### EXTRACTED MATERIAL

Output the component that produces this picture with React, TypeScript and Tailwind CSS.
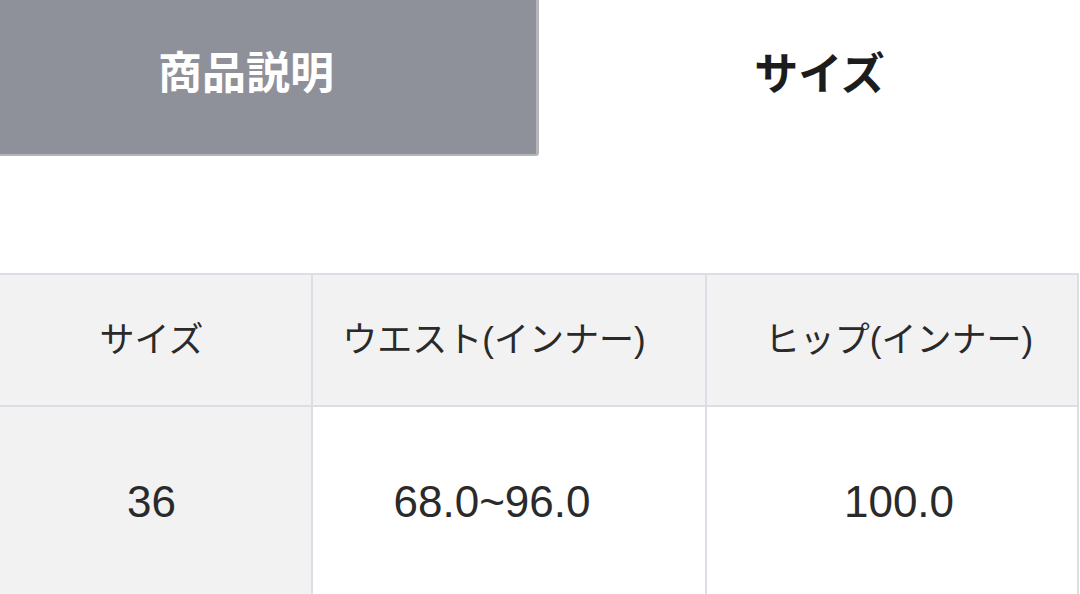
const font = { fontFamily: '"Liberation Sans", "Noto Sans CJK JP", sans-serif' };

function Cell({ children, className }: { children: React.ReactNode; className: string }) {
  return (
    <div className={`flex items-center justify-center border-r-2 border-b-2 border-[#dcdde5] text-[#2a2a2a] ${className}`}>
      {children}
    </div>
  );
}

export default function App() {
  return (
    <div className="w-[1080px] h-[594px] overflow-hidden bg-white" style={font}>
      <div className="flex h-[156px]">
        <div className="w-[539px] h-[156px] flex items-center justify-center bg-[#8e9199] border-r-[3px] border-b-2 border-[#b4b6bc] rounded-br-[3px] text-white text-[44px] font-bold pb-[7px] pr-[44px]">
          商品説明
        </div>
        <div className="flex-1 flex items-center justify-center text-[#1c1c1c] text-[44px] font-bold pb-[7px] pl-[20px]">
          サイズ
        </div>
      </div>

      <div className="mt-[117px] w-[1079px] grid grid-cols-[313px_394px_372px] border-t-2 border-[#dcdde5]">
        <Cell className="h-[132px] bg-[#f2f2f3] text-[35px] pr-[8px]">サイズ</Cell>
        <Cell className="h-[132px] bg-[#f2f2f3] text-[35px] pr-[30px]">ウエスト(インナー)</Cell>
        <Cell className="h-[132px] bg-[#f2f2f3] text-[35px] pl-[14px]">ヒップ(インナー)</Cell>
        <Cell className="h-[192px] bg-[#f2f2f3] text-[44px] pr-[8px]">36</Cell>
        <Cell className="h-[192px] bg-white text-[44px] pr-[34px]">68.0~96.0</Cell>
        <Cell className="h-[192px] bg-white text-[44px] pl-[14px]">100.0</Cell>
      </div>
    </div>
  );
}
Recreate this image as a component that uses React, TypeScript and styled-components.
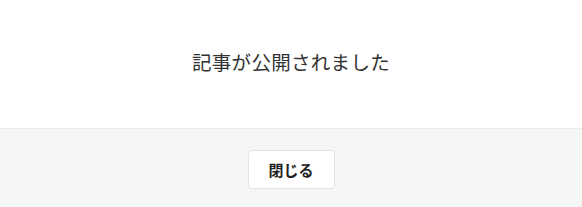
import React, {FC} from "react";
import styled, {createGlobalStyle} from "styled-components";

const GlobalStyle = createGlobalStyle`
  html, body {
    margin: 0;
    padding: 0;
    background: #ffffff;
  }
  body {
    font-family: "Noto Sans CJK JP", "Noto Sans", sans-serif;
  }
`

const App: FC = () => {
    return (
        <>
            <GlobalStyle/>
            <StyledDialog>
                <Body>
                    <Message>記事が公開されました</Message>
                </Body>
                <Footer>
                    <CloseButton type="button">閉じる</CloseButton>
                </Footer>
            </StyledDialog>
        </>
    )
}

const StyledDialog = styled.div`
  width: 582px;
  height: 207px;
  display: flex;
  flex-direction: column;
  background: #ffffff;
`
const Body = styled.div`
  height: 128px;
  box-sizing: border-box;
  padding-bottom: 4px;
  display: flex;
  align-items: center;
  justify-content: center;
`
const Message = styled.p`
  margin: 0;
  font-size: 19.5px;
  line-height: 28px;
  font-weight: 400;
  color: #333333;
  letter-spacing: 0.3px;
`
const Footer = styled.div`
  flex: 1;
  display: flex;
  align-items: center;
  justify-content: center;
  padding-top: 3px;
  background: #f5f6f6;
  border-top: 1px solid #eceeee;
`
const CloseButton = styled.button`
  width: 87px;
  height: 39px;
  border: 1px solid #e3e5e5;
  border-radius: 4px;
  background: #ffffff;
  font-family: "Noto Sans CJK JP", "Noto Sans", sans-serif;
  font-size: 15px;
  font-weight: 700;
  color: #222222;
  cursor: pointer;
`

export default App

######

_WRITTEN EXERCISE:_ Scan the data above and copy every line with "components" in it.

_RIGHT ANSWER:_
Recreate this image as a component that uses React, TypeScript and styled-components.
import styled, {createGlobalStyle} from "styled-components";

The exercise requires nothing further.